** Start EXERCISE MATERIALS **

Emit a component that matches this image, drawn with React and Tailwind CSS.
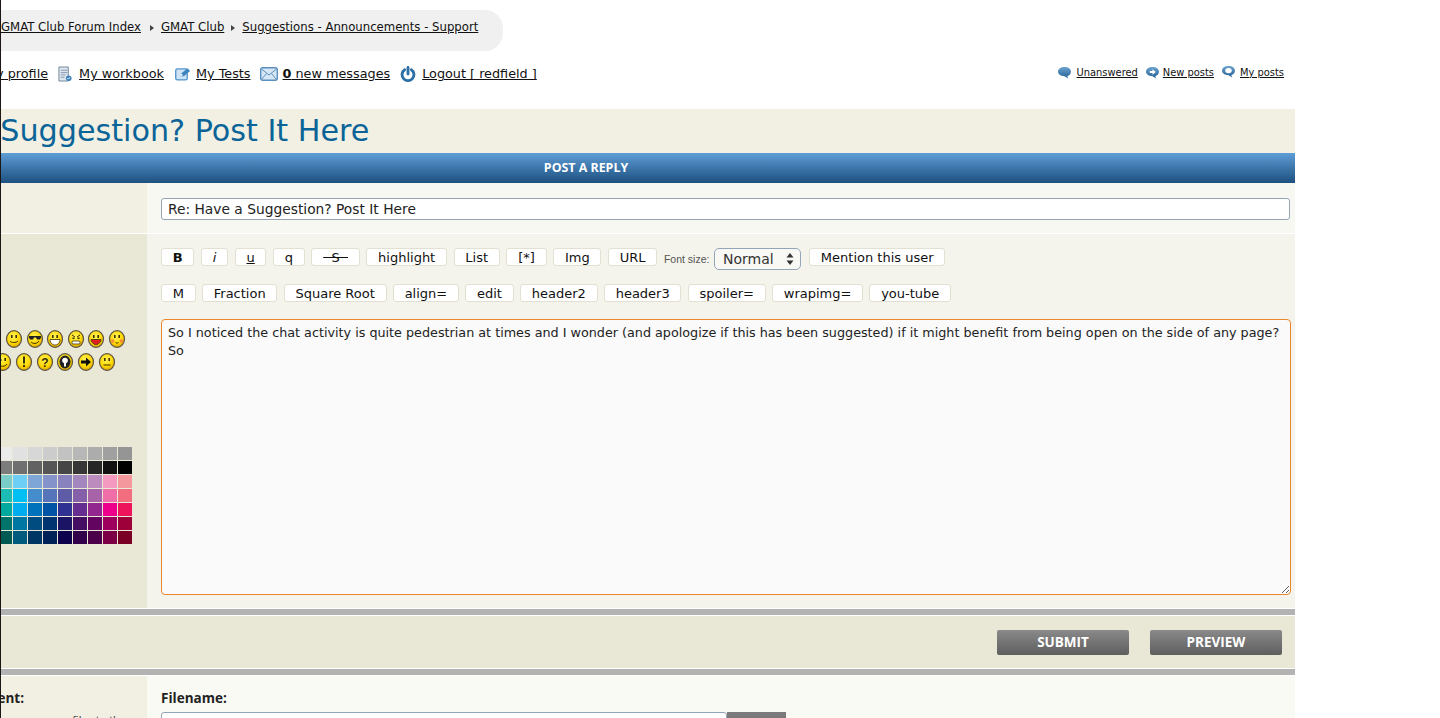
import { Fragment } from 'react'

const DEJAVU = "font-['DejaVu_Sans',sans-serif]"

const topButtons = ['B', 'i', 'u', 'q', 'S', 'highlight', 'List', '[*]', 'Img', 'URL']
const bottomButtons = ['M', 'Fraction', 'Square Root', 'align=', 'edit', 'header2', 'header3', 'spoiler=', 'wrapimg=', 'you-tube']

const palette = [
  ['#ebebeb', '#e1e1e1', '#d7d7d7', '#cccccc', '#c2c2c2', '#b7b7b7', '#acacac', '#a0a0a0', '#959595'],
  ['#7c7c7c', '#6f6f6f', '#626262', '#555555', '#464646', '#363636', '#262626', '#111111', '#000000'],
  ['#7accc8', '#6dcff6', '#7ea7d8', '#8493ca', '#8882be', '#a286bd', '#bc8cbf', '#f49ac1', '#f5989d'],
  ['#1cbbb4', '#00bff3', '#448ccb', '#5574b9', '#5e5ca7', '#855fa8', '#a763a8', '#ef6ea8', '#f26d7d'],
  ['#00a99d', '#00aeef', '#0072bc', '#0054a6', '#2e3192', '#662d91', '#92278f', '#ec008c', '#ed145b'],
  ['#00746b', '#0076a3', '#004b80', '#003471', '#1b1464', '#440e62', '#630460', '#9e005d', '#9e0039'],
  ['#005952', '#005b7f', '#003663', '#002157', '#0d004c', '#32004b', '#4b0049', '#7b0046', '#7a0026'],
]

function Smiley({ children }) {
  return (
    <svg viewBox="0 0 18 18" className="w-[18px] h-[18px] shrink-0">
      <defs>
        <radialGradient id="sm" cx="45%" cy="35%" r="70%">
          <stop offset="0%" stopColor="#fff25a" />
          <stop offset="60%" stopColor="#ffd800" />
          <stop offset="100%" stopColor="#d99a00" />
        </radialGradient>
      </defs>
      <ellipse cx="9" cy="9" rx="7.5" ry="8.4" fill="url(#sm)" stroke="#5c5546" strokeWidth="1.2" />
      {children}
    </svg>
  )
}

const eyes = (
  <Fragment>
    <rect x="6" y="5" width="1.6" height="3" fill="#3a3000" />
    <rect x="10.4" y="5" width="1.6" height="3" fill="#3a3000" />
  </Fragment>
)

const smileysTop = [
  <Fragment key="a">{eyes}<path d="M5 11c1.5 2 6 2 8 0" fill="none" stroke="#3a3000" /></Fragment>,
  <Fragment key="b"><path d="M3 6h12v1.5l-1 2h-3l-1-2H8l-1 2H4l-1-2z" fill="#222" /><path d="M5 12c2 2 6 2 8-1" fill="none" stroke="#3a3000" /></Fragment>,
  <Fragment key="c">{eyes}<path d="M4 9.500h10c0 4-3 5.500-5 5.500s-5-1.500-5-5.500z" fill="#fff" stroke="#3a3000" strokeWidth=".8" /></Fragment>,
  <Fragment key="d"><path d="M5 5l3 2M13 5l-3 2" stroke="#3a3000" /><rect x="5.500" y="7.500" width="2" height="1.500" fill="#3a3000" /><rect x="10.500" y="7.500" width="2" height="1.500" fill="#3a3000" /><rect x="5" y="11" width="8" height="3" rx="1" fill="#fff" stroke="#3a3000" strokeWidth=".8" /></Fragment>,
  <Fragment key="e">{eyes}<path d="M4 9.500h10c0 2-1 3-2 3.500-1 2-5 2-6 0-1-.500-2-1.500-2-3.500z" fill="#e02020" stroke="#3a3000" strokeWidth=".8" /></Fragment>,
  <Fragment key="f">{eyes}<circle cx="4.500" cy="11" r="1.800" fill="#f98a3a" /><circle cx="13.500" cy="11" r="1.800" fill="#f98a3a" /><path d="M7.500 12.500c1 .8 2 .8 3 0" fill="none" stroke="#3a3000" /></Fragment>,
]

const smileysBottom = [
  <Fragment key="a"><rect x="10.400" y="5" width="1.600" height="3" fill="#3a3000" /><path d="M5 7h3" stroke="#3a3000" /><path d="M5 11c1.500 3 6 3 8 0" fill="none" stroke="#3a3000" /></Fragment>,
  <Fragment key="b"><rect x="8" y="3.500" width="2" height="7" fill="#3a3000" /><rect x="8" y="12" width="2" height="2" fill="#3a3000" /></Fragment>,
  <text key="c" x="9" y="14" textAnchor="middle" fontSize="12" fontWeight="700" fontFamily="Liberation Sans" fill="#3a3000">?</text>,
  <Fragment key="d"><ellipse cx="9" cy="9" rx="5.500" ry="6.500" fill="#222" /><circle cx="9" cy="7.500" r="2.800" fill="#fff" /><rect x="8" y="10" width="2" height="3.500" fill="#fff" /></Fragment>,
  <path key="e" d="M4 7.500h5V4.500L14 9l-5 4.500v-3H4z" fill="#111" />,
  <Fragment key="f">{eyes}<path d="M5.500 12h7" stroke="#3a3000" /></Fragment>,
]

function ToolButton({ label }) {
  let text = label
  if (label === 'B') text = <b>B</b>
  if (label === 'i') text = <i>i</i>
  if (label === 'u') text = <u>u</u>
  if (label === 'S') text = <s className="decoration-[#111]">{'\u00a0\u00a0S\u00a0\u00a0'}</s>
  return (
    <button className="h-[18px] px-[10.750px] bg-white border border-[#e2e0d0] rounded-[3px] text-[13px] leading-[15px] text-[#111] shrink-0">
      {text}
    </button>
  )
}

function WorkbookIcon() {
  return (
    <svg viewBox="0 0 15 16" className="w-[14px] h-[16px] shrink-0">
      <path d="M1 .5h10v15H1z" fill="#dfe6ee" stroke="#6c8198" />
      <path d="M3 4h7M3 6.500h7M3 9h5M3 11.500h4" stroke="#8397ad" />
      <circle cx="11.500" cy="12.500" r="3" fill="#3d82bd" />
      <path d="M10 12.500l1 1 2-2" stroke="#fff" fill="none" />
    </svg>
  )
}

function TestsIcon() {
  return (
    <svg viewBox="0 0 18 15" className="w-4 h-[14px] shrink-0">
      <rect x=".8" y="1.800" width="13" height="12.400" rx="2" fill="#cfe3f4" stroke="#4f93cc" strokeWidth="1.500" />
      <path d="M6 10l1-3 7-6 3 3-7 6z" fill="#3f85c0" />
      <path d="M6 10l1-3 2 2z" fill="#fff" />
    </svg>
  )
}

function MailIcon() {
  return (
    <svg viewBox="0 0 18 14" className="w-[18px] h-[14px] shrink-0">
      <rect x=".7" y=".7" width="16.600" height="12.600" rx="2" fill="#d6e6f4" stroke="#5a8fbe" strokeWidth="1.400" />
      <path d="M1.500 2l7.500 6 7.500-6M1.500 12.500l5-6M16.500 12.500l-5-6" fill="none" stroke="#5a8fbe" />
    </svg>
  )
}

function PowerIcon() {
  return (
    <svg viewBox="0 0 17 17" className="w-4 h-4 shrink-0">
      <path d="M5 4a6.300 6.300 0 1 0 7 0" fill="none" stroke="#2c6fa6" strokeWidth="3" strokeLinecap="round" />
      <path d="M8.500 1.500v7" stroke="#2c6fa6" strokeWidth="3" strokeLinecap="round" />
    </svg>
  )
}

function Bubble({ kind }) {
  return (
    <svg viewBox="0 0 16 14" className="w-[15px] h-[13px] shrink-0">
      <defs>
        <linearGradient id="bb" x1="0" y1="0" x2="0" y2="1">
          <stop offset="0%" stopColor="#6ea3cf" />
          <stop offset="100%" stopColor="#225f93" />
        </linearGradient>
      </defs>
      <path d="M8 1c4 0 7 2 7 5s-2 4.500-4 5l1 2.500-4-2.500c-4 0-7-2-7-5s3-5 7-5z" fill="url(#bb)" />
      {kind === 'new' && <path d="M5 5.500h3V3.500l3.500 3-3.500 3v-2H5z" fill="#fff" />}
      {kind === 'my' && <ellipse cx="8" cy="6" rx="3.500" ry="2.800" fill="#fff" />}
    </svg>
  )
}

function Crumb() {
  return (
    <svg viewBox="0 0 4 6" className="w-1 h-[6px] shrink-0">
      <path d="M0 0l4 3-4 3z" fill="#444" />
    </svg>
  )
}

export default function App() {
  return (
    <div className={`h-[718px] overflow-hidden bg-white ${DEJAVU}`}>
      <div className="w-[1295px] h-[718px] overflow-hidden border-l border-[#1c1714]">
        {/* top links */}
        <div className="h-[109px] pt-[10px] overflow-hidden">
          <div className="w-[502px] h-[41px] pb-[5px] bg-[#f0f0f0] rounded-r-[18px] flex items-center gap-[7px] text-[11.700px] text-[#111]">
            <a className="underline mr-[2px]">GMAT Club Forum Index</a>
            <Crumb />
            <a className="underline">GMAT Club</a>
            <Crumb />
            <a className="underline">Suggestions - Announcements - Support</a>
          </div>
          <div className="flex justify-between items-center mt-[13px] pr-[11px] h-[20px]">
            <div className="flex items-center text-[12.800px] text-[#111] -ml-[16px]">
              <a className="underline">My profile</a>
              <span className="ml-[10px]"><WorkbookIcon /></span>
              <a className="underline ml-[7px]">My workbook</a>
              <span className="ml-[11px]"><TestsIcon /></span>
              <a className="underline ml-[5px]">My Tests</a>
              <span className="ml-[9px]"><MailIcon /></span>
              <a className="underline ml-[5px]"><b>0</b> new messages</a>
              <span className="ml-[10px]"><PowerIcon /></span>
              <a className="underline ml-[6px]">Logout [ redfield ]</a>
            </div>
            <div className="flex items-center text-[9.900px] text-[#111] pb-[2px]">
              <Bubble />
              <a className="underline ml-[5px]">Unanswered</a>
              <span className="ml-[7px]"><Bubble kind="new" /></span>
              <a className="underline ml-[3px]">New posts</a>
              <span className="ml-[7px] -mt-[3px]"><Bubble kind="my" /></span>
              <a className="underline ml-[4px]">My posts</a>
            </div>
          </div>
        </div>

        {/* title */}
        <div className="h-[44px] bg-[#f2f0e2] overflow-hidden flex items-center">
          <h2 className="-ml-[116px] whitespace-nowrap text-[30.2px] text-[#0b6498]">Have a Suggestion? Post It Here</h2>
        </div>

        <div className="h-[30px] pt-px bg-gradient-to-b from-[#5e9dd6] to-[#1d5180] flex items-center justify-center pr-[124px] text-[12.400px] font-bold text-white font-['Open_Sans',sans-serif]">
          POST A REPLY
        </div>

        {/* subject */}
        <div className="flex h-[50px]">
          <div className="w-[146px] bg-[#f2f0e2]" />
          <div className="flex-1 bg-[#f8f8f3] pl-[14px] pr-[5px] pt-[14px]">
            <input
              readOnly
              value="Re: Have a Suggestion? Post It Here"
              className="w-full h-[22px] px-[6px] bg-white border border-[#94a5b8] rounded-[3px] text-[13.800px] text-[#222] outline-none"
            />
          </div>
        </div>

        {/* editor */}
        <div className="flex h-[375px] border-t border-white">
          <div className="w-[146px] bg-[#e9e7d6] overflow-hidden pt-[96px]">
            <div className="flex gap-[2.600px] ml-[4px]">
              {smileysTop.map((s, i) => <Smiley key={i}>{s}</Smiley>)}
            </div>
            <div className="flex gap-[2.800px] -ml-[7px] mt-[5px]">
              {smileysBottom.map((s, i) => <Smiley key={i}>{s}</Smiley>)}
            </div>
            <div className="grid grid-cols-[repeat(9,14px)] auto-rows-[13px] gap-x-px gap-y-px -ml-[3px] mt-[76px]">
              {palette.flat().map((c) => (
                <div key={c} className="h-[13px]" style={{ backgroundColor: c }} />
              ))}
            </div>
          </div>
          <div className="flex-1 bg-[#f4f4ec] pl-[14px] pr-[4px] pt-[14px]">
            <div className="flex items-start gap-[6.600px] h-[22px]">
              {topButtons.map((b) => <ToolButton key={b} label={b} />)}
              <span className="text-[10.500px] leading-[22px] text-[#555] font-['Liberation_Sans',sans-serif] -mr-[2px]">Font size:</span>
              <div className="w-[87px] h-[22px] mr-[1.500px] flex items-center justify-between pl-2 pr-[6px] bg-[#f8f8f4] border border-[#94a5b8] rounded-[5px] text-[14px] text-[#333]">
                Normal
                <svg viewBox="0 0 8 12" className="w-2 h-3"><path d="M4 0l3.500 4.500h-7zM4 12l3.500-4.500h-7z" fill="#333" /></svg>
              </div>
              <ToolButton label="Mention this user" />
            </div>
            <div className="flex items-start gap-[6.300px] mt-[14px]">
              {bottomButtons.map((b) => <ToolButton key={b} label={b} />)}
            </div>
            <textarea
              readOnly
              defaultValue={'So I noticed the chat activity is quite pedestrian at times and I wonder (and apologize if this has been suggested) if it might benefit from being open on the side of any page?\nSo'}
              className="block w-full h-[276px] mt-[17px] px-[6px] py-[4px] bg-[#fafafa] border border-[#e8872b] rounded-[4px] text-[12.750px] leading-[18px] text-[#222] outline-none"
            />
          </div>
        </div>

        {/* submit bar */}
        <div className="h-[8px] bg-[#b3b3b3] border-y border-white" />
        <div className="h-[52px] bg-[#e9e7d6] flex items-center justify-end gap-[21px] pr-[13px]">
          <button className="w-[132px] h-[25px] pt-px rounded-[2px] bg-gradient-to-b from-[#8a8a8a] to-[#5e5e5e] text-[13.500px] font-bold text-white font-['Open_Sans',sans-serif]">SUBMIT</button>
          <button className="w-[132px] h-[25px] pt-px rounded-[2px] bg-gradient-to-b from-[#8a8a8a] to-[#5e5e5e] text-[13.500px] font-bold text-white font-['Open_Sans',sans-serif]">PREVIEW</button>
        </div>
        <div className="h-[8px] bg-[#b3b3b3] border-y border-white" />

        {/* attachment */}
        <div className="flex h-[100px] font-['Open_Sans',sans-serif]">
          <div className="w-[146px] bg-[#f2f0e2] overflow-hidden pt-[14px]">
            <div className="flex justify-end w-[23px] whitespace-nowrap text-[13.500px] font-bold text-[#222] leading-[16px]">Add an attachment:</div>
            <div className="mt-[8px] w-[125px] flex justify-end text-[11px] leading-[12px] whitespace-nowrap text-[#333]">one or more files to the</div>
          </div>
          <div className="flex-1 bg-[#f9faf4] pl-[14px] pt-[14px]">
            <div className="text-[13.500px] font-bold text-[#222] leading-[16px]">Filename:</div>
            <div className="flex mt-[6px]">
              <div className="w-[566px] h-[30px] bg-white border border-[#94a5b8] rounded-[3px]" />
              <div className="w-[59px] h-[30px] bg-[#7a7a7a]" />
            </div>
          </div>
        </div>
      </div>
    </div>
  )
}
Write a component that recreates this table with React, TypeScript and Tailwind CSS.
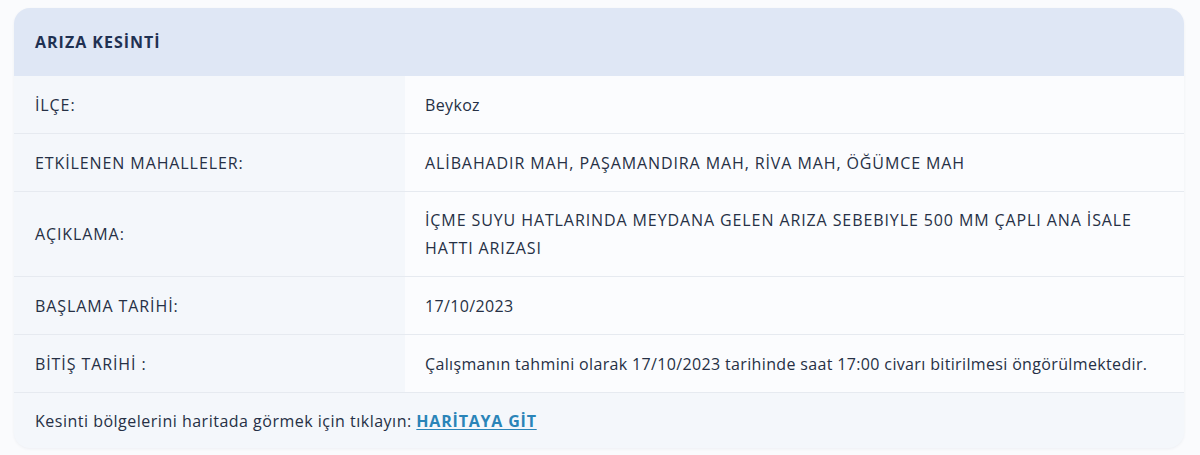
import React from 'react';

interface Row {
  label: string;
  value: string;
  caps?: boolean;
}

const rows: Row[] = [
  { label: 'İLÇE:', value: 'Beykoz' },
  { label: 'ETKİLENEN MAHALLELER:', value: 'ALİBAHADIR MAH, PAŞAMANDIRA MAH, RİVA MAH, ÖĞÜMCE MAH', caps: true },
  {
    label: 'AÇIKLAMA:',
    value: 'İÇME SUYU HATLARINDA MEYDANA GELEN ARIZA SEBEBIYLE 500 MM ÇAPLI ANA İSALE HATTI ARIZASI',
    caps: true,
  },
  { label: 'BAŞLAMA TARİHİ:', value: '17/10/2023' },
  {
    label: 'BİTİŞ TARİHİ :',
    value: 'Çalışmanın tahmini olarak 17/10/2023 tarihinde saat 17:00 civarı bitirilmesi öngörülmektedir.',
  },
];

const App: React.FC = () => {
  return (
    <div className="min-h-[455px] w-[1200px] bg-[#fafbfd] pt-2 pl-[14px] font-['Open_Sans','Liberation_Sans',sans-serif] text-[16px] tracking-[0.35px] text-[#263045]">
      <div className="w-[1170px] overflow-hidden rounded-2xl bg-[#f4f7fb] shadow-[0_1px_3px_rgba(30,50,90,0.06)]">
        {/* Header */}
        <div className="flex h-[68px] items-center bg-[#dfe7f5] px-[21px]">
          <h2 className="text-[16px] font-bold tracking-[1px] text-[#1f3152]">ARIZA KESİNTİ</h2>
        </div>

        {/* Rows */}
        {rows.map((row) => (
          <div key={row.label} className="flex min-h-[58px] border-b border-[#e6eaf0]">
            <div className="flex w-[391px] shrink-0 items-center bg-[#f4f7fb] px-[21px] leading-[28px] tracking-[0.9px]">
              {row.label}
            </div>
            <div className="flex flex-1 items-center bg-[#fbfcfe] py-[14px] pl-5 pr-[28px] leading-[28px]">
              <span className={row.caps ? 'tracking-[0.9px]' : ''}>{row.value}</span>
            </div>
          </div>
        ))}

        {/* Footer */}
        <div className="flex h-[55px] items-center px-[21px]">
          <span className="tracking-[0.5px]">
            Kesinti bölgelerini haritada görmek için tıklayın:{' '}
            <a href="#" className="font-bold tracking-[0.8px] text-[#2a84b8] underline underline-offset-2">
              HARİTAYA GİT
            </a>
          </span>
        </div>
      </div>
    </div>
  );
};

export default App;
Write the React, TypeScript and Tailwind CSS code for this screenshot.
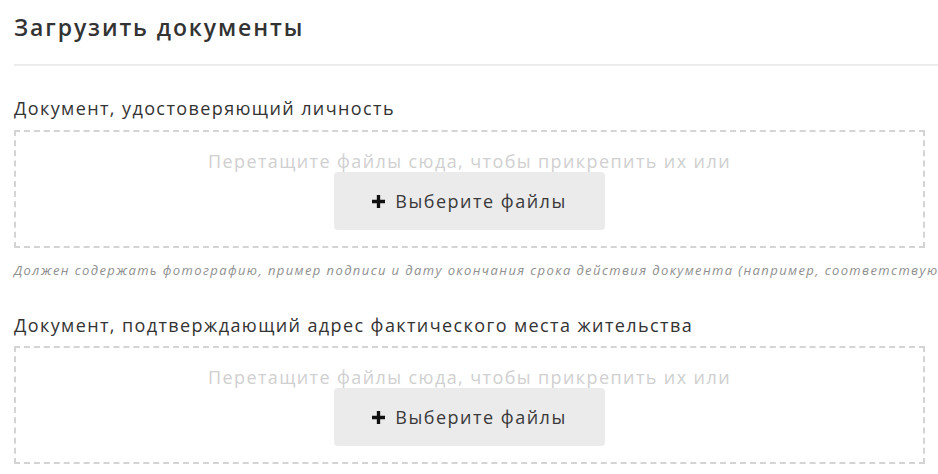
const font = { fontFamily: '"Open Sans", "Noto Sans", sans-serif' }

function Dropzone() {
  return (
    <div className="flex h-[118px] flex-col items-center border-2 border-dashed border-[#d4d4d4] pt-[18px]">
      <p className="text-[18px] leading-[22px] tracking-[1.4px] text-[#d0d0d0]">Перетащите файлы сюда, чтобы прикрепить их или</p>
      <button
        type="button"
        className="flex h-[58px] w-[271px] items-center justify-center gap-[10px] rounded-[4px] bg-[#ebebeb] text-[18px] tracking-[1.5px] text-[#3a3a3a]"
      >
        <svg width="13" height="13" viewBox="0 0 14 14" aria-hidden="true">
          <path d="M5.2 0h3.6v5.2H14v3.6H8.8V14H5.2V8.8H0V5.2h5.2z" fill="#111" />
        </svg>
        Выберите файлы
      </button>
    </div>
  )
}

export default function App() {
  return (
    <div className="h-[474px] w-[938px] overflow-hidden bg-white text-[#333]" style={font}>
      <h2 className="px-[14px] pt-[12px] text-[23px] font-semibold leading-[30px] tracking-[1.9px] text-[#333]">
        Загрузить документы
      </h2>
      <div className="ml-[14px] mt-[22px] border-t-2 border-[#ececec]" />

      <div className="pl-[14px] pr-[13px]">
        <p className="mt-[30px] text-[18px] leading-[24px] tracking-[1.4px] text-[#333]">Документ, удостоверяющий личность</p>
        <div className="mt-[10px]">
          <Dropzone />
        </div>
        <p className="mt-[14px] whitespace-nowrap text-[13px] italic leading-[16px] tracking-[1.4px] text-[#909090]">
          Должен содержать фотографию, пример подписи и дату окончания срока действия документа (например, соответствующий паспорт)
        </p>

        <p className="mt-[35px] text-[18px] leading-[24px] tracking-[1.4px] text-[#333]">
          Документ, подтверждающий адрес фактического места жительства
        </p>
        <div className="mt-[9px]">
          <Dropzone />
        </div>
      </div>
    </div>
  )
}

** End EXERCISE MATERIALS **

TASK DETAILS: Which lines hold the word "this"? Show each one.

ANSWER TO THE TASK:
Emit a component that matches this image, drawn with React and Tailwind CSS.
              <ToolButton label="Mention this user" />
              defaultValue={'So I noticed the chat activity is quite pedestrian at times and I wonder (and apologize if this has been suggested) if it might benefit from being open on the side of any page?\nSo'}
Write a component that recreates this table with React, TypeScript and Tailwind CSS.
Write the React, TypeScript and Tailwind CSS code for this screenshot.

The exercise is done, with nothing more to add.